Luis Enrique Alvizuri
Autor de varios ensayos sobre el tema entre los cuales están Andinia la resurrección de las naciones andinas y Pachacuti el modelo de desarrollo andino.
Muchas gracias por su atención.
Señor Venturo, hay un tema que me llama la atención que creo debería considerar, para redondear. Es cierto, que a mucha gente le gusta el Perú de exportación (los incas, la historia, sus paisajes naturales, la comida); pero no hay mucho orgullo de ser peruano, por lo que somos los peruanos o por lo que hayamos hecho los peruanos en nuestro presente. Es decir, no somos buenos en fútbol, no hemos inventado nada, nuestro cine está en pañales. Falta eso, para poder reconocernos como peruanos.

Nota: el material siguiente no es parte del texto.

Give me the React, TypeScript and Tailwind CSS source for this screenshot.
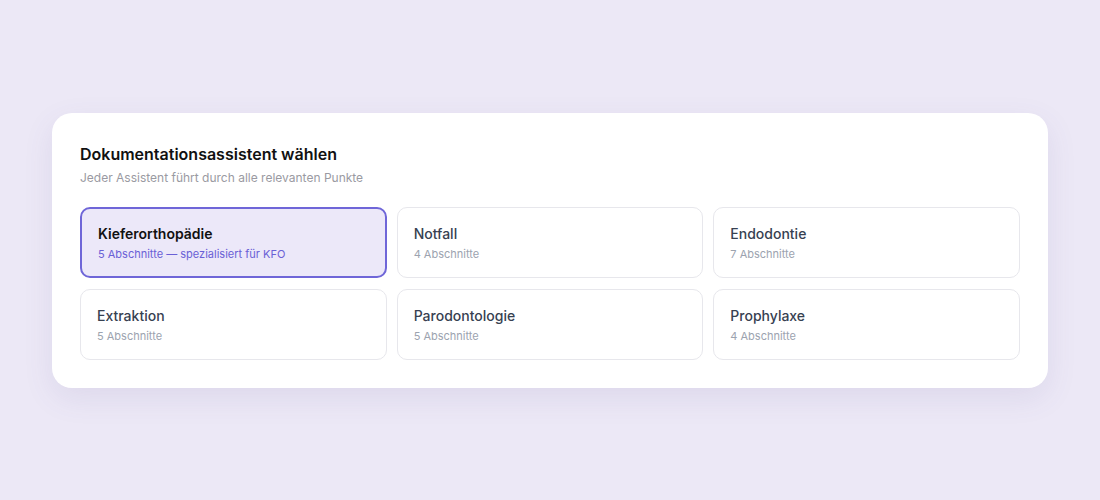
const options = [
  { name: "Kieferorthopädie", info: "5 Abschnitte — spezialisiert für KFO", active: true },
  { name: "Notfall", info: "4 Abschnitte" },
  { name: "Endodontie", info: "7 Abschnitte" },
  { name: "Extraktion", info: "5 Abschnitte" },
  { name: "Parodontologie", info: "5 Abschnitte" },
  { name: "Prophylaxe", info: "4 Abschnitte" },
];

export default function App() {
  return (
    <div
      className="w-[1100px] h-[500px] bg-[#ece8f6] flex items-center justify-center"
      style={{ fontFamily: "Inter, 'Noto Sans', sans-serif" }}
    >
      <div className="w-[996px] bg-white rounded-[20px] shadow-[0_10px_30px_rgba(90,80,150,0.10)] px-7 pt-[31px] pb-7">
        <h2 className="text-[16px] leading-[20px] font-semibold text-[#111111]">
          Dokumentationsassistent wählen
        </h2>
        <p className="mt-[6px] text-[12px] leading-4 text-[#9a9aa2]">
          Jeder Assistent führt durch alle relevanten Punkte
        </p>

        <div className="mt-[21px] grid grid-cols-3 gap-[10px] gap-y-[11px]">
          {options.map((o) =>
            o.active ? (
              <div
                key={o.name}
                className="rounded-[10px] border-2 border-[#6f66d8] bg-[#ece8f9] px-4 pt-[15px] pb-[14px]"
              >
                <div className="text-[14px] leading-5 font-semibold text-[#111111]">{o.name}</div>
                <div className="mt-[2px] text-[11px] leading-4 text-[#6a60d6]">{o.info}</div>
              </div>
            ) : (
              <div
                key={o.name}
                className="rounded-[10px] border border-[#e7e7ec] bg-white px-4 pt-4 pb-[15px]"
              >
                <div className="text-[14px] leading-5 font-medium text-[#374151]">{o.name}</div>
                <div className="mt-[2px] text-[11px] leading-4 text-[#9ca3af]">{o.info}</div>
              </div>
            )
          )}
        </div>
      </div>
    </div>
  );
}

Vedettes, imitadores y musica pachanga, eso es lo que le gusta al publico peruano, a la mayoritaria masa anonima con educacion secundaria en colegio estatal, que simplemente quiere distraerse y arrecharse a la vez.
Ofrecerles un concierto de mozart?, se van antes que empiece. Un recital de la poesia de vallejo interpretada en ballet? apagan el televisor y no la prenden hasta el dia siguiente.
Es esa seguridad de autoanularse en el rebaño, de gozar sin pensar, lo que el peruano busca cuando enciende el televisor. No quiere mirar en la pantalla el infierno en que vive y que no comprende. Los duenos de canales lo saben y hacen negocio de esto.